Kita mungkin kagum dengan bangsa Jepang yang bisa
merajai dunia industri elektronik dan kendaraan bermotor, namun kita juga harus
bangga memiliki kekayaan budaya dan etnik yang beragam. Mungkin, kebanggaan
diri kita kian sirna, karena bangsa kita masih tenggelam oleh laju globalisasi.
Hingga kita lupa bahwa kita juga memiliki keunikan tersendiri.
Inilah, karena kita belum mengoptimalkan potensi dan
keunikan diri, dan cenderung memilih meniru budaya atau teknologi luar yang
katanya lebih canggih. Boleh-boleh saja kita melakukan alih teknologi agar
tidak terlalu ketinggalan dengan bangsa-bangsa lain, tapi kita juga tak boleh
lupa bahwa basis negara adalah pertanian dan kelautan.

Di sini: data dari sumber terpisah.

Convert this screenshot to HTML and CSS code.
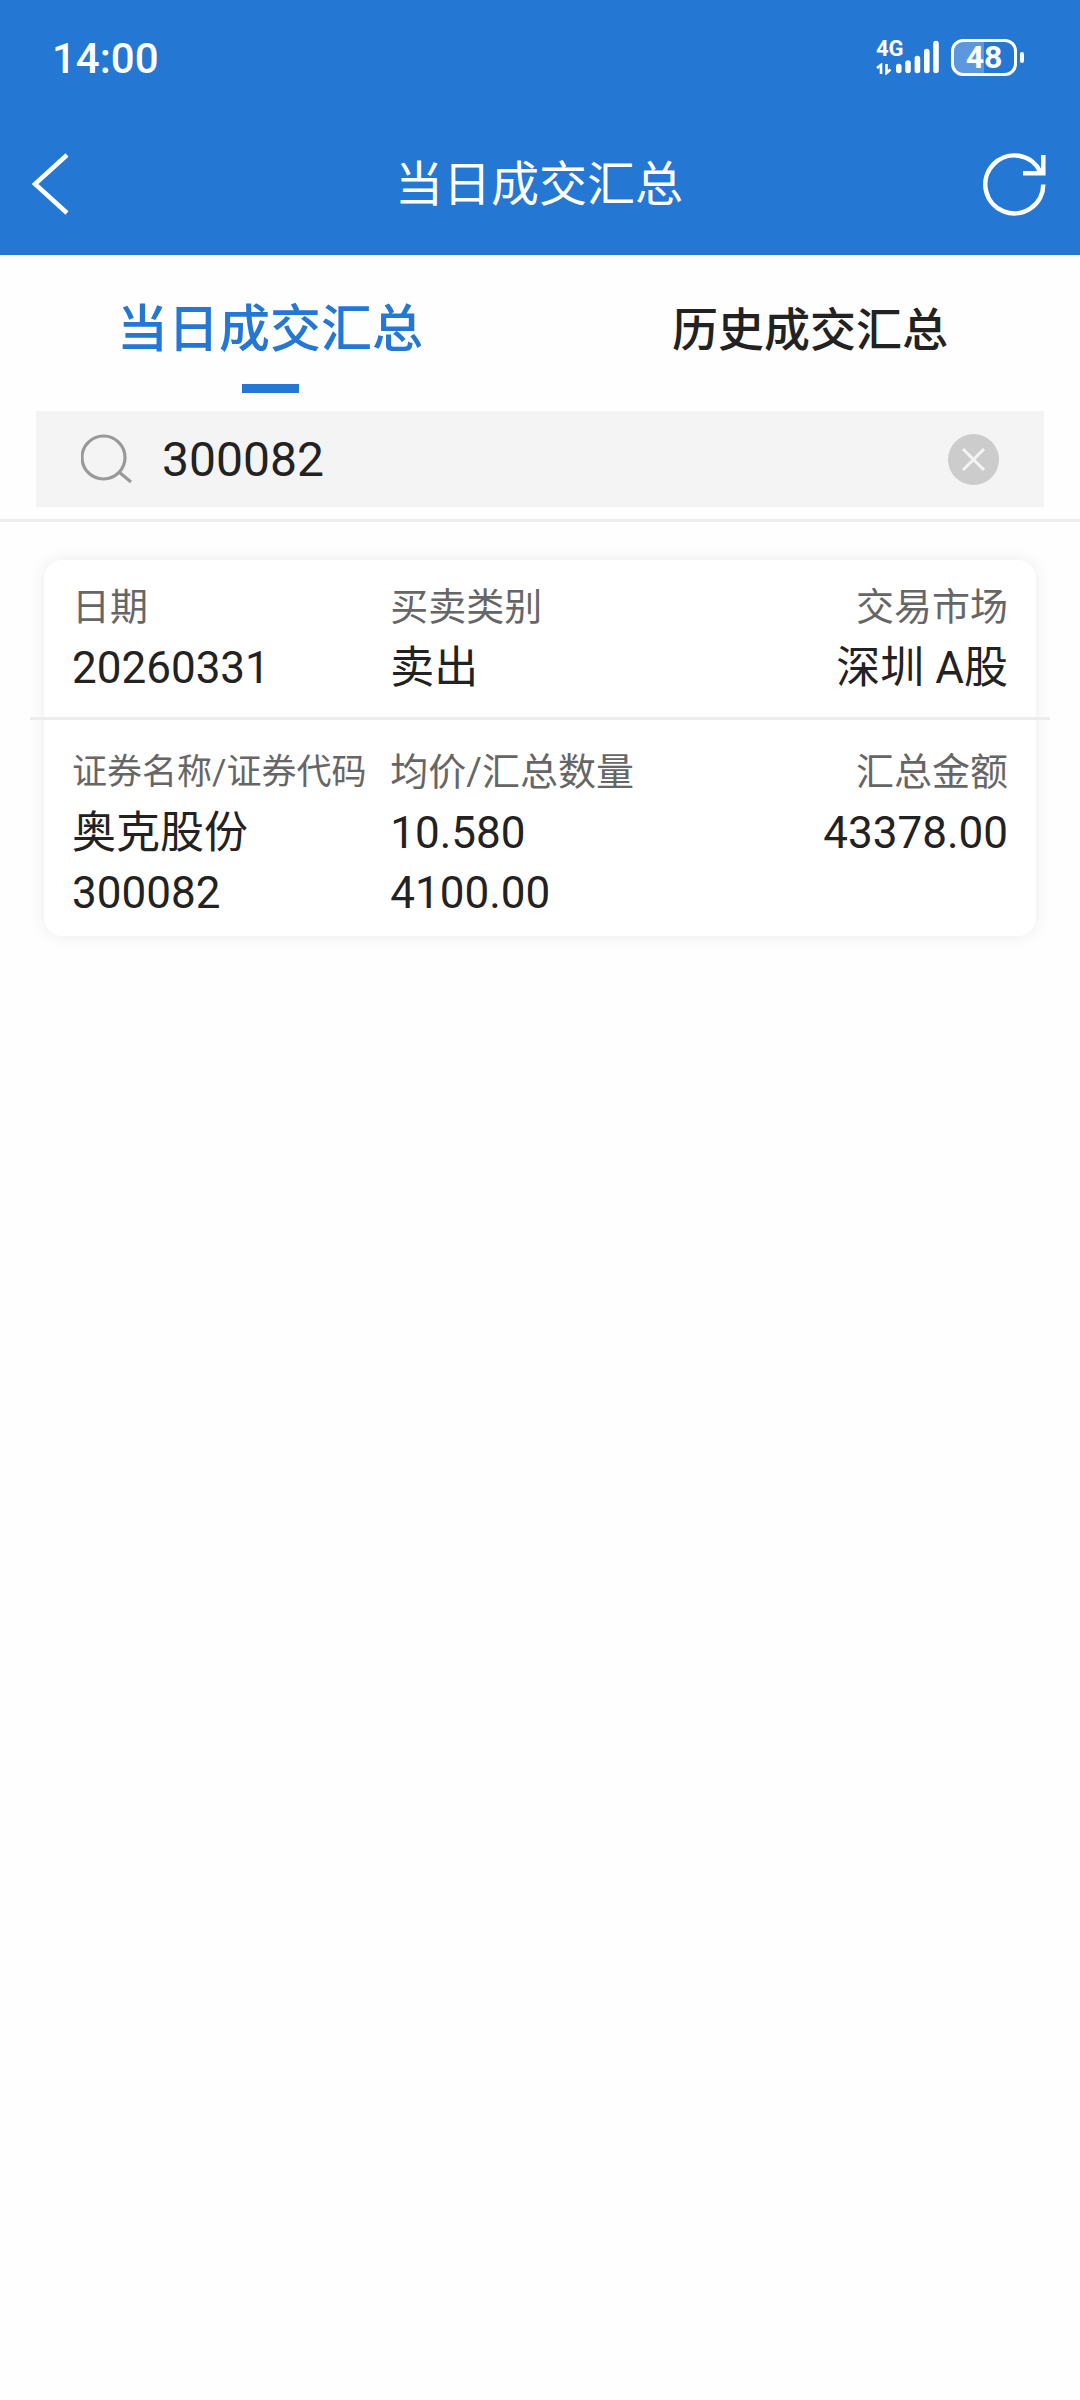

Makanan, lauk, minuman, orangtua atau keluarga,
sangat tidak berkolerasi langsung dengan “keluarbiasaan” seseorang atau suatu
bangsa. Kita bisa bercermin diri sebab bangsa kita yang masih tertinggal dari
bangsa lain. Mungkin karena kita masih malas, kurang belajar, terlalu pasrah
pada keadaan, dan kurang maksimal menggunakan kejeniusan otak kita.
Ada sebuah anekdot menyebutkan: Kalau otak manusia
itu ada yang menjual, maka yang paling mahal harganya adalah otak orang
Indonesia. Tahu alasannya? Karena otak orang Indonesia masih orisinil dan segar
(fresh), sebab jarang dipakai. Sungguh menyedihkan!
Lalu, seberapa besarkah peran takdir? Seorang mentor
pernah berkata, “Takdir akan turun jika kita telah berusaha semaksimal
mungkin.” Betul! Karena Allah SWT telah mengaskan, “Sesungguhnya Allah tidak mengubah
keadaan suatu kaum hingga mereka mengubah keadaan diri mereka sendiri.” (Qs. ar-Ra’d [13]: 11)
Sudah seharusnya kita bisa memahami keunikan diri
masing-masing. Melihat bahwa kita, sebagai individu maupun bangsa, memiliki
potensi dan keunggulan tersendiri, yang bisa kita berdayakan agar menjadi
manusia atau bangsa yang luar biasa.
Jika kita fokus pada kelebihan diri, maka kemajuan
bisa kita peroleh. Namun jika kita hanya melihat kekurangan atau keterbatasan
yang kita miliki, bisa dipastikan kemajuan atau kesuksesan akan kian menjauh.